■ Task description ■
Word for word, give the material below again, minus any images.

■ Given material ■
+ + +

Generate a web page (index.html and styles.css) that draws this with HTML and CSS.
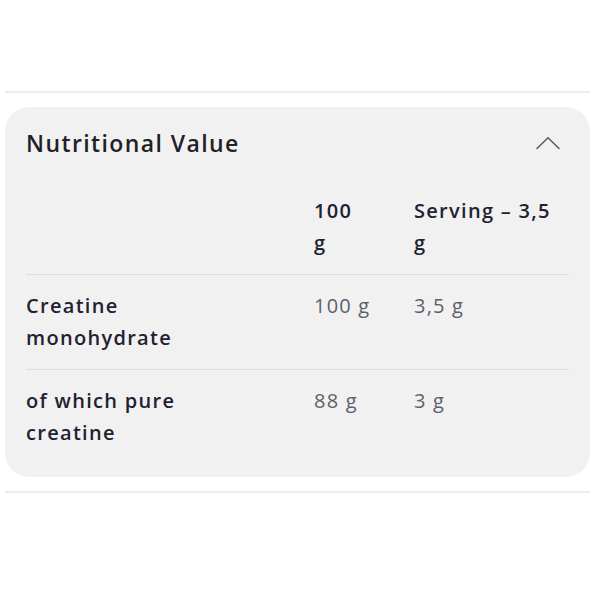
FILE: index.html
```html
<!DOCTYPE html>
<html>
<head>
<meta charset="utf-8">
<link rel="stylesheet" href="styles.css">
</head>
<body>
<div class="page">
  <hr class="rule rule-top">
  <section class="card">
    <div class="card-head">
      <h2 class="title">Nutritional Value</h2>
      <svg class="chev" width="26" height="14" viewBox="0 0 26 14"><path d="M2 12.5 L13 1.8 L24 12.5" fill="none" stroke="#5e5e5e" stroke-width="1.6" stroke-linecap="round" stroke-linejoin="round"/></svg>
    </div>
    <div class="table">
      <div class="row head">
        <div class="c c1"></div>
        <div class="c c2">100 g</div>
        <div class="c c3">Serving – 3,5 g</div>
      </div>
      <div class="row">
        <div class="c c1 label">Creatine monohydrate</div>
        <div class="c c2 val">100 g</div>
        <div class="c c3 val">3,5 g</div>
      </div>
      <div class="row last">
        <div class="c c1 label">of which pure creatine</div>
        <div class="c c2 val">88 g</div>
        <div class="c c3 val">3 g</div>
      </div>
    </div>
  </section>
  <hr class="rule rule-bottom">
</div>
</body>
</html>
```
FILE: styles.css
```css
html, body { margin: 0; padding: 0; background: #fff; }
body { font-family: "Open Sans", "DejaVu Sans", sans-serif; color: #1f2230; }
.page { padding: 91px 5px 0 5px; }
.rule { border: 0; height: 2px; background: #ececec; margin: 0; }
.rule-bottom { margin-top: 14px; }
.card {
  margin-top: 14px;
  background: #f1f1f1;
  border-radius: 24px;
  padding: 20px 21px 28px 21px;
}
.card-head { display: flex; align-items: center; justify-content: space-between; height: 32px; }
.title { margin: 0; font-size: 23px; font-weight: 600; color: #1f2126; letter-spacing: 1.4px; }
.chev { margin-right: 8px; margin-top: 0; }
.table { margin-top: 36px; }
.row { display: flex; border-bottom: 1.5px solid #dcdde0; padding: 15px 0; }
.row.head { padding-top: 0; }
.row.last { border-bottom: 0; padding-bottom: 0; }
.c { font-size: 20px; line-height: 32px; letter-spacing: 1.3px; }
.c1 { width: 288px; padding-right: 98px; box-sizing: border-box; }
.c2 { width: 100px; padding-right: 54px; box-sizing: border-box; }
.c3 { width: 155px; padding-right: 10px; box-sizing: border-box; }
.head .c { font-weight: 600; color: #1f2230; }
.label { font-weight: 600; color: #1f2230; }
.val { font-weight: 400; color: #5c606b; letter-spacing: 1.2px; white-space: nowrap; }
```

+ + +

■ Final result ■
Generate a web page (index.html and styles.css) that draws this with HTML and CSS.
FILE: index.html
```html
<!DOCTYPE html>
<html>
<head>
<meta charset="utf-8">
<link rel="stylesheet" href="styles.css">
</head>
<body>
<div class="page">
  <hr class="rule rule-top">
  <section class="card">
    <div class="card-head">
      <h2 class="title">Nutritional Value</h2>
      <svg class="chev" width="26" height="14" viewBox="0 0 26 14"><path d="M2 12.5 L13 1.8 L24 12.5" fill="none" stroke="#5e5e5e" stroke-width="1.6" stroke-linecap="round" stroke-linejoin="round"/></svg>
    </div>
    <div class="table">
      <div class="row head">
        <div class="c c1"></div>
        <div class="c c2">100 g</div>
        <div class="c c3">Serving – 3,5 g</div>
      </div>
      <div class="row">
        <div class="c c1 label">Creatine monohydrate</div>
        <div class="c c2 val">100 g</div>
        <div class="c c3 val">3,5 g</div>
      </div>
      <div class="row last">
        <div class="c c1 label">of which pure creatine</div>
        <div class="c c2 val">88 g</div>
        <div class="c c3 val">3 g</div>
      </div>
    </div>
  </section>
  <hr class="rule rule-bottom">
</div>
</body>
</html>
```
FILE: styles.css
```css
html, body { margin: 0; padding: 0; background: #fff; }
body { font-family: "Open Sans", "DejaVu Sans", sans-serif; color: #1f2230; }
.page { padding: 91px 5px 0 5px; }
.rule { border: 0; height: 2px; background: #ececec; margin: 0; }
.rule-bottom { margin-top: 14px; }
.card {
  margin-top: 14px;
  background: #f1f1f1;
  border-radius: 24px;
  padding: 20px 21px 28px 21px;
}
.card-head { display: flex; align-items: center; justify-content: space-between; height: 32px; }
.title { margin: 0; font-size: 23px; font-weight: 600; color: #1f2126; letter-spacing: 1.4px; }
.chev { margin-right: 8px; margin-top: 0; }
.table { margin-top: 36px; }
.row { display: flex; border-bottom: 1.5px solid #dcdde0; padding: 15px 0; }
.row.head { padding-top: 0; }
.row.last { border-bottom: 0; padding-bottom: 0; }
.c { font-size: 20px; line-height: 32px; letter-spacing: 1.3px; }
.c1 { width: 288px; padding-right: 98px; box-sizing: border-box; }
.c2 { width: 100px; padding-right: 54px; box-sizing: border-box; }
.c3 { width: 155px; padding-right: 10px; box-sizing: border-box; }
.head .c { font-weight: 600; color: #1f2230; }
.label { font-weight: 600; color: #1f2230; }
.val { font-weight: 400; color: #5c606b; letter-spacing: 1.2px; white-space: nowrap; }
```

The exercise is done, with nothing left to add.